When you see the word cluster, your mind should navigate to the Apache Spark context. When running your data analytics on the Azure platform, you then need to determine if you are in the Azure Synapse Analytics or Azure Databricks context, both of which give you access to running data analytics on Apache Spark clusters. In Figure 9.14, you saw a pipeline run that included a notebook, written in Scala, that ran on an Apache Spark cluster in Azure Synapse Analytics. It is also obvious in Figure 9.22 that this activity took the longest of all the activities in the pipeline. When you hover over the Write to ADLS activity, you will see glasses like you saw for the Azure SQL activity in Figure 9.14. Clicking them will open the notebook, allowing you to look at the Scala code and see what might be taking so long. Instead of clicking the glasses linked to Write to ADLS, when you select the activity name itself, the Apache Spark applications log for the job opens, as shown in Figure 9.16. When you select the Spark History Server menu item, you are provided some Apache Spark cluster environment metrics similar, but not identical, to that shown in Figure 9.21. Lastly, Apache Spark pools that run in the Azure Synapse Analytics workspace have the standard monitoring features like alerts, metrics, diagnostics settings, and logs.
To find cluster performance data, the recommended option is to use Azure Monitor Log Analytics from the Azure portal. Log Analytics can query data logged from your Diagnostics Settings configuration that focuses on the workspace, clusters, jobs, notebook, and metrics. You can find cluster performance metrics in the Azure Databricks workspace, as shown in Figure 9.21. Job metrics are also available from the Workflows navigation menu. Select a specific job to drill down to the specific details, including time of execution, duration, status, and compute cluster consumption.

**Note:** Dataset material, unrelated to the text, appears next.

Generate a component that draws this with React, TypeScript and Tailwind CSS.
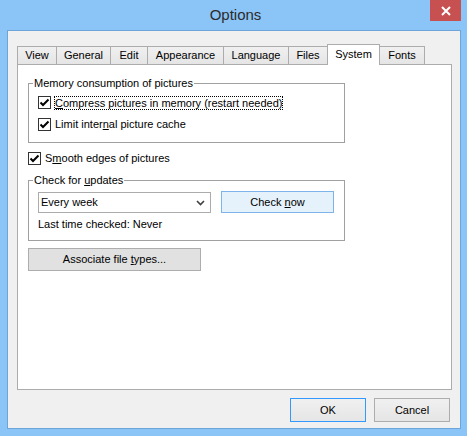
import React from "react";

const font = { fontFamily: '"Liberation Sans", Arial, sans-serif' };

function Check() {
  return (
    <div className="w-[13px] h-[13px] border border-[#333333] bg-white flex items-center justify-center shrink-0">
      <svg width="11" height="11" viewBox="0 0 11 11">
        <path d="M1.5 5.5 L4 8 L9.5 2.5" stroke="#000" strokeWidth="2" fill="none" />
      </svg>
    </div>
  );
}

const tabs: { label: React.ReactNode; w: string; sel?: boolean }[] = [
  { label: "View", w: "w-[40px]" },
  { label: "General", w: "w-[55px]" },
  { label: "Edit", w: "w-[38px]" },
  { label: "Appearance", w: "w-[77px]" },
  { label: "Language", w: "w-[66px]" },
  { label: "Files", w: "w-[40px]" },
  { label: "System", w: "w-[53px]", sel: true },
  { label: "Fonts", w: "w-[46px]" },
];

export default function App() {
  return (
    <div
      className="w-[467px] h-[436px] bg-[#8bc4f6] flex flex-col pl-[7px] pr-[6px] pb-[7px] text-[11px] leading-[13px] text-black"
      style={font}
    >
      {/* Title bar */}
      <div className="h-[30px] grid grid-cols-[1fr_auto_1fr] items-start">
        <div />
        <div className="text-[15px] leading-[18px] text-[#2b2b2b] mt-[6px] ml-[3px]">Options</div>
        <div className="justify-self-end">
          <div className="w-[31px] h-[21px] bg-[#c75050] flex items-center justify-center">
            <svg width="10" height="10" viewBox="0 0 10 10">
              <path d="M1 1 L9 9 M9 1 L1 9" stroke="#fff" strokeWidth="2" />
            </svg>
          </div>
        </div>
      </div>

      {/* Client */}
      <div className="flex-1 border border-[#6ea5d9] bg-[#f0f0f0] flex flex-col pt-[13px] pl-[9px] pr-[8px] pb-[6px]">
        {/* Tabs */}
        <div className="flex items-end h-[21px] -mb-px relative z-10">
          {tabs.map((t, i) => (
            <div
              key={i}
              className={
                (i > 0 ? "-ml-px " : "") +
                t.w +
                (t.sel
                  ? " h-[21px] bg-white border border-b-0 border-[#acacac] relative z-10"
                  : " h-[19px] bg-gradient-to-b from-[#f0f0f0] to-[#e5e5e5] border border-[#acacac]") +
                " flex items-center justify-center"
              }
            >
              <span className={t.sel ? "-mt-[1px]" : ""}>{t.label}</span>
            </div>
          ))}
        </div>

        {/* Panel */}
        <div className="h-[326px] bg-white border border-[#acacac] pl-[10px] pt-[12px] flex flex-col">
          <fieldset className="w-[317px] h-[66px] border border-[#a0a0a0] p-0 m-0">
            <legend className="ml-[4px] px-[1px] leading-[13px]">Memory consumption of pictures</legend>
            <div className="pl-[9px] pt-[6px] flex flex-col gap-[9px]">
              <div className="flex items-center h-[13px] gap-[3px]">
                <Check />
                <span className="border border-dotted border-black leading-[12px] h-[14px]">
                  <u>C</u>ompress pictures in memory (restart needed)
                </span>
              </div>
              <div className="flex items-center h-[13px] gap-[3px]">
                <Check />
                <span className="border border-transparent">
                  Limit inter<u>n</u>al picture cache
                </span>
              </div>
            </div>
          </fieldset>

          <div className="flex items-center h-[13px] gap-[3px] mt-[9px]">
            <Check />
            <span className="border border-transparent">
              S<u>m</u>ooth edges of pictures
            </span>
          </div>

          <fieldset className="w-[317px] h-[67px] border border-[#a0a0a0] p-0 m-0 mt-[9px]">
            <legend className="ml-[4px] px-[1px] leading-[13px]">
              Check for <u>u</u>pdates
            </legend>
            <div className="pl-[9px] pt-[4px] flex flex-col">
              <div className="flex items-end gap-[10px] h-[22px]">
                <div className="w-[173px] h-[21px] border border-[#acacac] bg-white flex items-center justify-between pl-[2px] pr-[5px]">
                  <span>Every week</span>
                  <svg width="9" height="6" viewBox="0 0 9 6">
                    <path d="M1 1 L4.5 4.5 L8 1" stroke="#404040" strokeWidth="1.6" fill="none" />
                  </svg>
                </div>
                <div className="w-[113px] h-[22px] border border-[#7eb4ea] bg-[#e5f1fb] flex items-center justify-center">
                  <span>
                    Check <u>n</u>ow
                  </span>
                </div>
              </div>
              <div className="mt-[5px] h-[13px]">Last time checked: Never</div>
            </div>
          </fieldset>

          <div className="mt-[7px] w-[173px] h-[23px] border border-[#adadad] bg-[#e1e1e1] flex items-center justify-center">
            <span>
              Associate file <u>t</u>ypes...
            </span>
          </div>
        </div>

        {/* Buttons */}
        <div className="flex justify-end gap-[8px] mt-[8px] pr-[2px]">
          <div className="w-[76px] h-[24px] border border-[#3399ff] bg-gradient-to-b from-[#f0f0f0] to-[#e5e5e5] flex items-center justify-center">
            OK
          </div>
          <div className="w-[76px] h-[24px] border border-[#adadad] bg-gradient-to-b from-[#f0f0f0] to-[#e5e5e5] flex items-center justify-center">
            Cancel
          </div>
        </div>
      </div>
    </div>
  );
}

Measure Performance of Data Movement
Chapter 2 introduced the hash, round‐robin, and replicated table distributions (refer to Figure 2.10 and Figure 2.11). You also learned about the Data Movement Service (DMS), which helps you optimize the location of data across the nodes so that queries perform as optimally as possible (refer to Figure 2.9). A reason for data movement across nodes and/or tables has to do with skewing, which can result in excess load on one node. If skewing is detected, then configuring a more even distribution of the data across nodes would improve performance. Executing the DBCC command PDW_SHOWSPACEUSED will render the number of rows, reserved disk space, and disk space for all tables on a database or for a single table. For example, the following snippet would be helpful in gathering those insights from the FactREADING table:
DBCC PDW_SHOWSPACEUSED (‘[SQLPool].[brainwaves].[FactREADING]’);
Another DBCC command, PDW_SHOWEXECUTIONPLAN, will show the execution plan for a query on a specific dedicated SQL pool node. This can identify query performance details in general but is also helpful in identifying skewing. You can use that information, in combination with output from a DMV named sys.dm_pdw_dms_workers, to drill into data distributions and determine if one is working harder than another. Comparing the number of rows processed and the duration across the distributions on a node will identify the one or more that are suffering. For example, if one distribution is processing a factor of 10 more rows when compared to other distributions, some data needs to be redistributed. Also, if the same number of rows are queried but one distribution takes much longer than another, there needs to be a reconfiguration or redistribution of the data to resolve those pressure points.